Under these facts, we agree that All Star’s delay in moving to compel arbitration constitutes a waiver of its right to arbitrate. The petition for the writ of mandamus is granted. The circuit court is directed to vacate its order compelling arbitration.

WRIT GRANTED.

ALMON, SHORES, KENNEDY, and COOK, JJ., concur.

HOOPER, C.J., and MADDOX, HOUSTON, and SEE, JJ., dissent.

HOUSTON, Justice

(dissenting).

I would deny the writ; therefore, I dissent.

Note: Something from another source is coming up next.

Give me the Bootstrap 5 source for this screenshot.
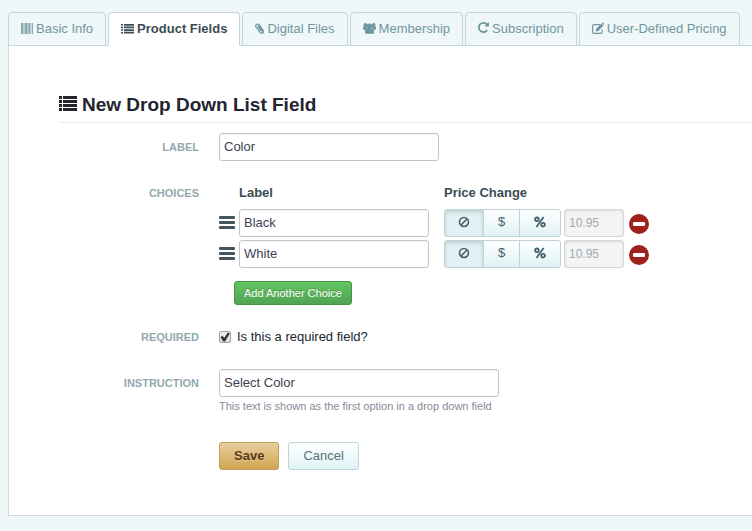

In Companion Life Insurance Co. v. Whitesell Manufacturing, Inc., 670 So.2d 897, 899 (Ala.1995), this Court held that the trial court did not abuse its discretion in denying Companion’s motion to compel arbitration. “No rigid rule exists for determining what constitutes a waiver of the right to arbitrate; the determination as to whether there has been a waiver must, instead, be based on the particular facts of each case.” This Court has consistently upheld the trial court on the issue whether the right to arbitrate has been waived. Huntsville Golf Development, Inc. v. Aetna Casualty & Surety Co., 632 So.2d 459 (Ala.1994); Ex parte McKinney, 515 So.2d 693, 701 n. 2 (Ala.1987); Ex parte Merrill Lynch, Pierce, Fenner & Smith, Inc., 494 So.2d 1 (Ala.1986). To me, there is no clear showing that the trial court abused its discretion in ordering arbitration. That is our standard of review. Ex parte Phelps, 672 So.2d 790, 791 (Ala.1995). If I had been the trial judge, I might have found that All Star Mobile Homes, Inc., had waived its right to arbitrate; however, as a Supreme Court Justice, I can vote to issue the writ of mandamus only if the trial court clearly abused its discretion. It did not.

HOOPER, C.J., and MADDOX, J., concur.